Saudi Arabia, the United Arab Emirates (UAE), and Kuwait, three of the four largest economies in the Gulf region are reportedly in discussions about withdrawing from certain international investments, including holdings in the United States, according to the Financial Times.
Citing officials familiar with the matter, the report indicates that budget pressures are increasing across the region.
Declining energy revenues, combined with disruptions to shipping routes and a slowdown in tourism, have prompted policymakers to review existing financial commitments.
The potential shift is described by sources as a precautionary measure rather than an immediate policy change.
However, the scale of Gulf sovereign wealth funds means any significant reallocation would carry notable implications.
Collectively, these funds hold an estimated $2 trillion in the U.S-based assets, spanning equities, bonds, and real estate.

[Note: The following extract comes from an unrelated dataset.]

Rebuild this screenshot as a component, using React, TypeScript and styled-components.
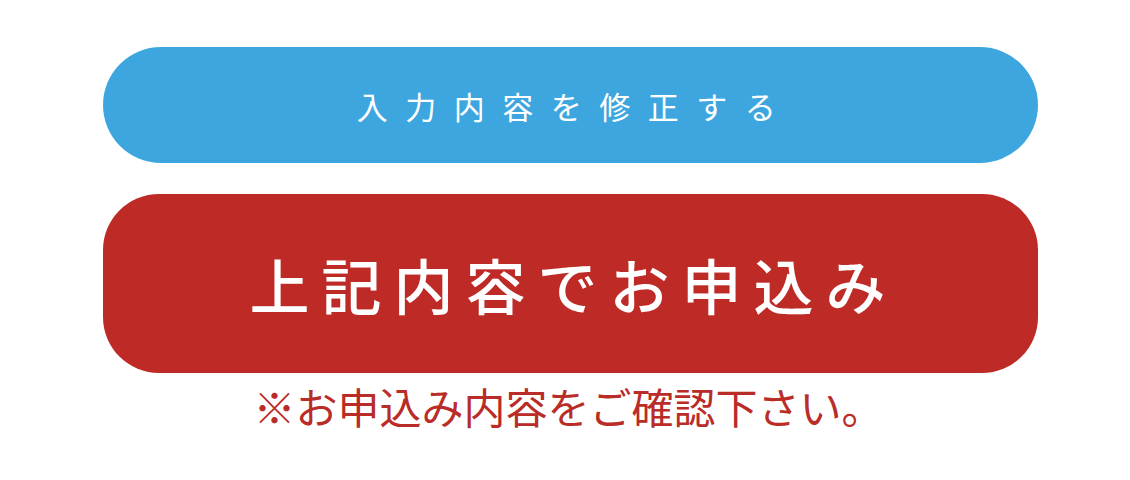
import React from 'react'
import styled, { createGlobalStyle } from 'styled-components'

const GlobalStyle = createGlobalStyle`
  html, body {
    margin: 0;
    padding: 0;
    background: #ffffff;
  }
  body {
    font-family: "Noto Sans CJK JP", "Noto Sans", sans-serif;
  }
`

const Form = styled.div`
  display: flex;
  flex-direction: column;
  align-items: stretch;
  width: 935px;
  padding: 47px 0 0 103px;
`

const ActionButton = styled.button<{ $variant: 'edit' | 'submit' }>`
  display: flex;
  align-items: center;
  justify-content: center;
  width: 100%;
  border: none;
  cursor: pointer;
  color: #ffffff;
  font-family: inherit;
  line-height: 1;
  padding: 0;
  height: ${({ $variant }) => ($variant === 'edit' ? '116px' : '179px')};
  border-radius: ${({ $variant }) => ($variant === 'edit' ? '58px' : '56px')};
  background: ${({ $variant }) => ($variant === 'edit' ? '#3ea6df' : '#be2b26')};
  font-size: ${({ $variant }) => ($variant === 'edit' ? '31px' : '60px')};
  font-weight: ${({ $variant }) => ($variant === 'edit' ? 400 : 500)};
  letter-spacing: ${({ $variant }) => ($variant === 'edit' ? '17.5px' : '12px')};
  margin-top: ${({ $variant }) => ($variant === 'edit' ? '0' : '31px')};

  span {
    margin-right: ${({ $variant }) => ($variant === 'edit' ? '-9px' : '-6px')};
  }
`

const Note = styled.p`
  margin: 8px 0 0;
  padding-right: 4px;
  text-align: center;
  color: #b92c28;
  font-size: 42px;
  line-height: 1.2;
`

export default function App() {
  return (
    <>
      <GlobalStyle />
      <Form>
        <ActionButton type="button" $variant="edit">
          <span>入力内容を修正する</span>
        </ActionButton>
        <ActionButton type="button" $variant="submit">
          <span>上記内容でお申込み</span>
        </ActionButton>
        <Note>※お申込み内容をご確認下さい。</Note>
      </Form>
    </>
  )
}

Discussions come as the ongoing conflict with Iran continues to affect the region’s economic outlook.
For Gulf governments, the situation presents a dual challenge: managing domestic fiscal pressures while navigating an increasingly complex geopolitical environment.
Observers note that any decision to reduce international exposure would also carry diplomatic weight.
The United States has long been a primary destination for Gulf investment capital, and adjustments to that relationship would likely be closely watched by policymakers and financial institutions alike.
For now, officials emphasize that no final decisions have been made, and the discussions remain in early stages.